Yine Arendt okumalarımızdan hatırlayarak diyebiliriz ki bir başka açıdan bakıldığında da iyilik fiili kötülüğün karşısına bir moral ve ideolojik değer olarak çıkarılmaz ve işletilmezse kötülük fiili düşünsel ve felsefi bir probleme dönüşür çünkü istençli bir biçimde eylenen kötülük fiilinde fail için sorumluluk almanın doğası da bozulur. Oysa doğadan gelen bir kötülük dışında insanın bilinçli, istençli kötülüğünün bir sorumluluk gerektirdiği açıktır. Ancak bilinçli ve örgütlü kötülüğün bu sorumluluğu devrettiği, taşımadığı birçok örnek yaşanmıştır. Çünkü kötülüğün ereksel fiilinin özünde insanı gereksiz, önemsiz insanaltı bir konuma düşürerek onu araçsallaştırmak ve bu yolla tam bir tahakküm altına almak vardır. Bu çeşit bir totaliterizmin ilk başta bireyin ve toplumun tüzel kişiliğine, ahlâki yapısına yöneleceğini güncel ve somut örnekler göz önüne alındığında anlatmaya dahi gerek yoktur.

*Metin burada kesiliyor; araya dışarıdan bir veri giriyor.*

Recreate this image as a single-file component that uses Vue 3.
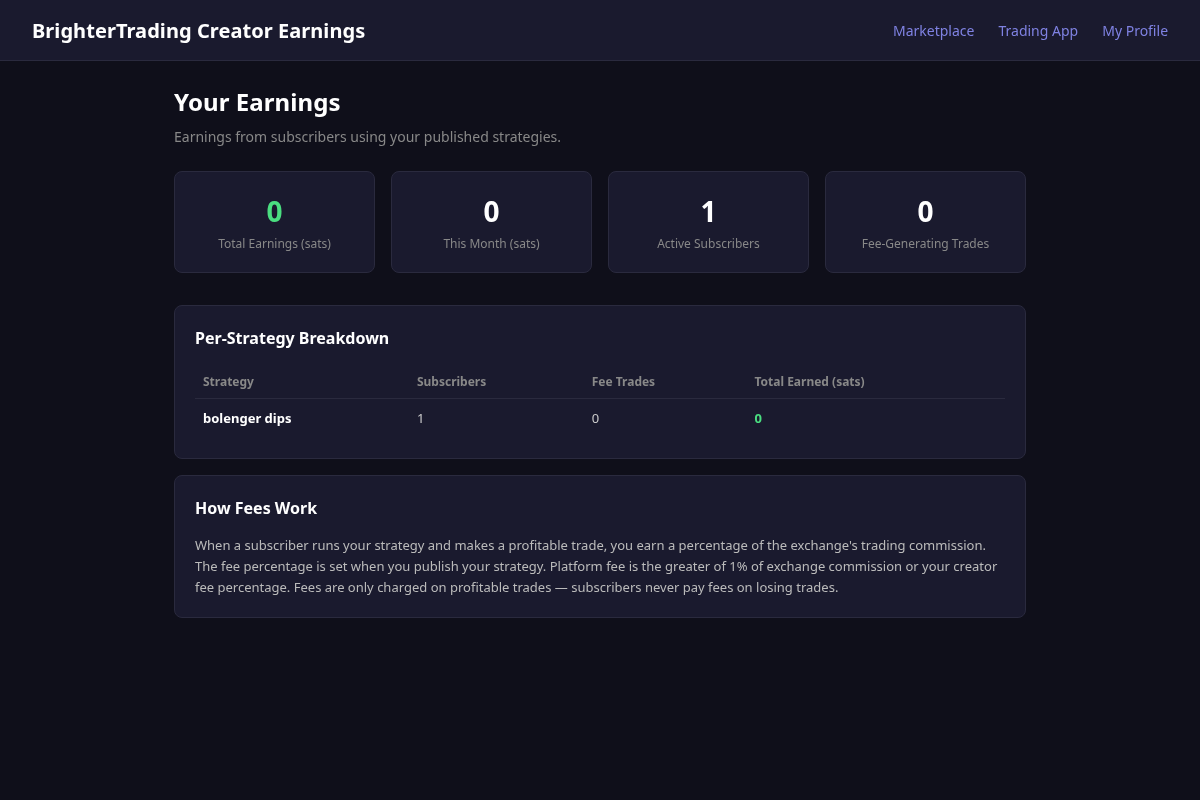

Kötülüğü isimler ve sıfatlarla sürekli betimlemenin ve kötülük eyleyenin kendi fiilini kanıksamasına yol açmanın da gereği yoktur. Evet, biliyoruz ki dil de bir çeşit inşa etme/yaratma edimidir ancak bu dil betimleyici olmaktan çıkmalı ve harekete geçirici olmalıdır, artık. Elbette bu konu, çok su götürür, zengin çağrışımları olan bir konudur. Yine de: “Ve güneş doğarken hiç umut yok mu? Umut… Umut… Umut… Umut insanda!” diyen Usta’nın sesini duyalım ve karşımıza çıkan her kötülüğe gücümüz oranında iyilikle karşılık verelim, demek bir başlangıç olabilir belki.